Las diez y veinte

Mary ha respirado agotada después de confesarme la historia de su escape, pasando por la casa de la costurera. Fueron años difíciles, recuerda ella, los que pasó en la casa de la hermana. Su cuñado, que las recibió alegre y distendido, al cabo de un tiempo se mostraba receloso y muchas veces complicado con la presencia de ellas en la casa. Eran cinco bocas extra que alimentar, además de los constantes ataques de Gregorio, quien no se cansaba de ir especialmente a la ciudad – no le fue difícil descubrir adónde habían partido- a gritar afuera de la casa como un poseído, a las horas más inesperadas y ejercer una autoridad por nadie conferida en transeúntes y vecinos. Incluso había algunos que culpaban directamente y sin reparos a Mary por intentar volver loco a este pobre hombre.

Lo peor de todo; recuerda Mary, era el teléfono. El constante repiqueteo, con la insistencia de un demente, sólo para proferir insultos y amenazas, en todos los tonos y a todas horas.

El cuñado de Mary, capitán de ejército a esa altura, dudaba entre mezclar su injerencia en el mando y ponerle las peras a cuatro a este hijo de la gran siete o soportar estoico los embates, confiando en que en algún minuto de su vida cesarían las letanías atosigantes y la cordura, por la que todos rogaban, se instalaría en su mente y podrían finalmente establecer los términos de una separación civilizada.

Gregorio intentó por todos los medios intimidarla. Amenazó, extorsionó, utilizó y suplicó echando mano de todas las artes conocidas, de los más influyentes personajes y finalmente de la fuerza bruta que le hacía entrar como una tromba, alentado por el alcohol, pasando a llevar cuánta puerta, mueble, decoración y demás que estuviera en su camino, para tratar de agarrar a SU mujer por el pelo y arrastrarla como un cavernícola de vuelta a la morada familiar.

Fueron cuatro años muy duros, me diría Mary más tarde. Todas sus posesiones estaban en casa y a ella mayormente no le importaban. Sólo quería descansar unas horas sin verle, sin su mórbida presencia en todos lados y su voz gritándole, rasposa por el trago, que hiciera su papel de esposa.

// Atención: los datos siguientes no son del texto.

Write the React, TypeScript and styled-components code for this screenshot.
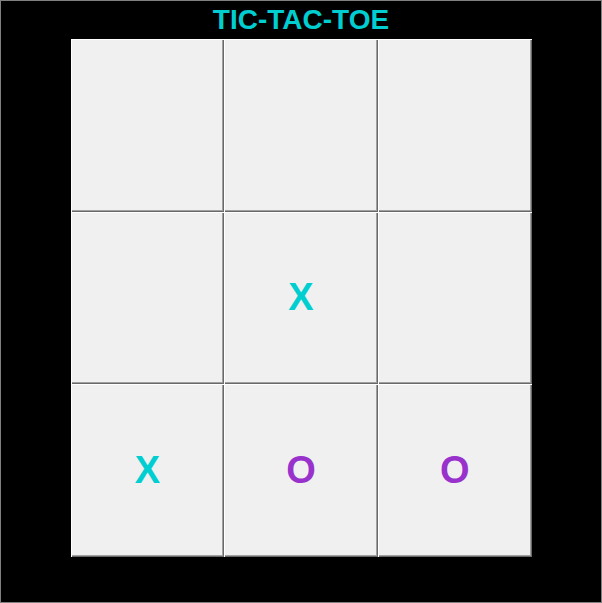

Lentamente y sin darse cuenta Mary se fue quedando sin parientes. Sólo su madre intentó ayudarle, pero la insistencia de Gregorio de destruir, proferir e intimidar era más grande que toda voluntad de ayuda. Donde ella fuera, este ser descontrolado la seguía con el firme propósito de hacerle la vida imposible. Urdía planes a través de abogados y leguleyos que amablemente se acercaban a Mary de la nada, para comunicarle que el buen señor Gregorio le ofrecía esto o lo otro a cambio de volver al hogar, consagrada a criar a las hijas y al cuidado de la estancia familiar. Él no movería un dedo, no le tocaría un pelo y gozaría de una independencia nunca antes vista, pero, de no ser así, la hundiría hasta el cuello y la aplastaría como una hormiga, usando todo su poder, todo su dinero y toda su influencia, hasta que lentamente sus hijas se alejarían de ella escupiéndole en la cara, por su falta de visión.

Mary estaba atrapada, estaba realmente cagada y no sabía qué hacer. En el íntertanto, vivía de la caridad de sus hermanas y cuñados y de su adorable madre, quién intentaba alejarla de todo mal y hacerle un espacio en esta sociedad tan fijada y cruel.

Pero ¿sabes? – dice Mary recobrando el aliento y volviendo de golpe a este tiempo- yo como tonta caí y le creí todas sus mentiras. Lo hice por mis hijas y por dejar en paz a mi familia. Poco duró te voy a decir, harto poco…

De pronto, movida por un resorte invisible, Mary mira el reloj y sobresaltada hurga en su cartera. De la nada saca una cantidad de remedios dignos de la mejor farmacia y empieza a separar las píldoras para Gregorio y me explica el propósito de cada una. El reloj marca las 10:20 de la noche y Mary, con una sonrisa, dice – No, este huevón tiene mucho que agradecerme. ¿Tú crees que alguien más se preocuparía de darle la pastillita, que la hora exacta y esas leseras? Con lo exagerado que es, es capaz de tomarse una tira entera. Si estos remedios, todos juntos, pueden matar a un caballo. El doctor me los dio y me dio a mí unas dosis y me dijo señora, usted las necesita más que él. Para soportar a este hombre tantos años y sin medicamentos, sólo Dios sabe cómo ha sobrevivido. Se dio cuenta de todo el doctor, me dice ella, riendo.

Enseguida parte rauda a buscar un vaso de leche y con la mejor de sus sonrisas,  irá al living a darle los remedios al que ha sido, por 40 años, su marido.